His dad was also in Hobgoblins, which is worth mentioning because…well that movie deserves it’s on site. Funny enough the actress who played Liz ended up doing a lot in Hollywood. Mostly as a stunt woman, while Annie landed a nice roll on General Hospital for a while. But we have a horror alum with us in this film. The horny boyfriend killed at the beginning? Kevin. He appeared not only in Pumpkinhead, but also another film featured on this months list. Killer Workout!

 

So not really a star studded cast, but still a good one. Why don’t I mention the actors names? Because that’s what google is for and you all should look these factoids up! Also it’s late. It’s very very late. And I am running myself up the walls of this asylum trying to get a surprise ready for everyone in time for Halloween.

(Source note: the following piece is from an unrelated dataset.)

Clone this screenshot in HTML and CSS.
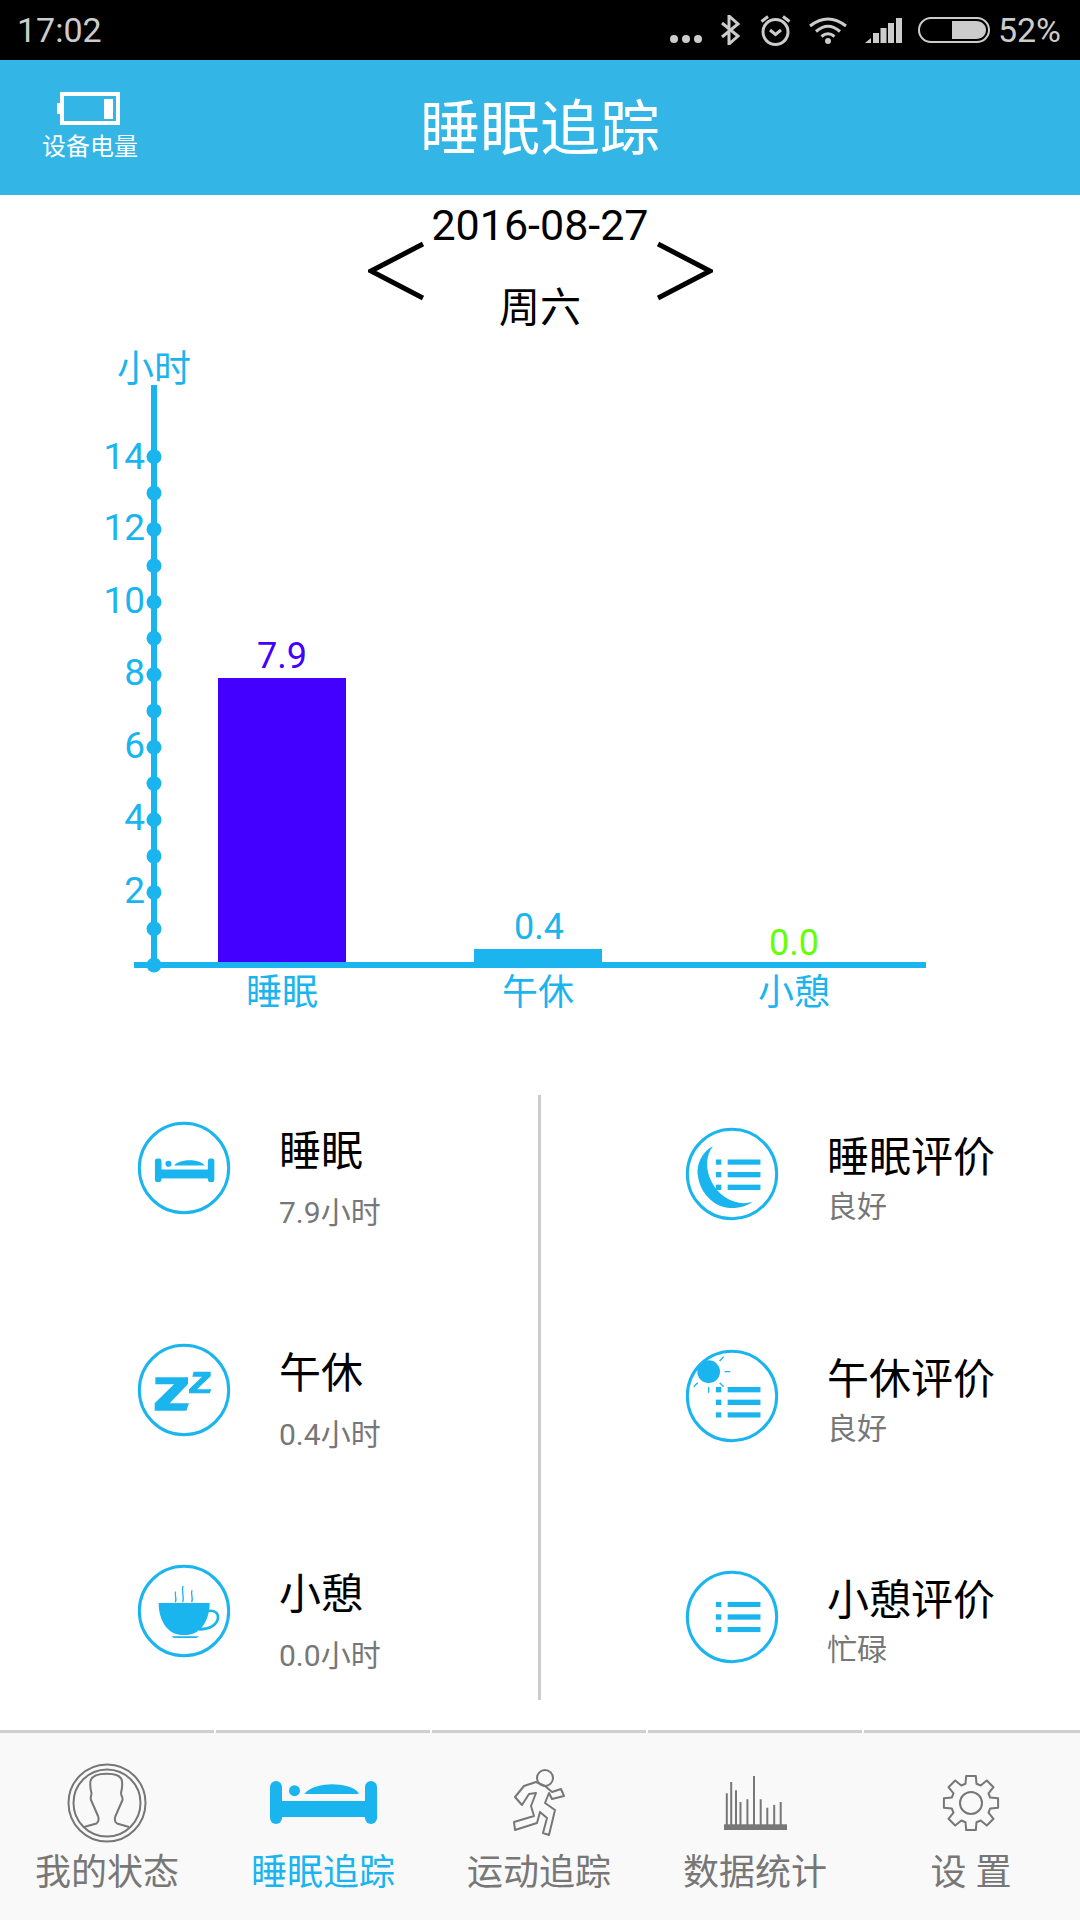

But the last thing of note here on Slaughterhouse. Is of course the box art and poster. It’s a thing of beauty.  Simple design wins the day again. We have our main villain Buddy front and center. Standing imposingly on a rampway leading to the slaughterhouse, holding his trust blade, glaring out at us with SLAUGHTERHOUSE in the back in bloody text. Another one of those pieces you always passed in the video store and always caught your eye. And of course the great tag lines “Buddy has an Axe to grind. A BIG axe!” and alternatively but still fun “Buddy is going Hog wild at the…Slaughterhouse”

You better check this one out! Pappy won’t be too happy If you don’t. Believe that. So give it a look, rent it or better yet buy it and give this gem some much earned and deserved love.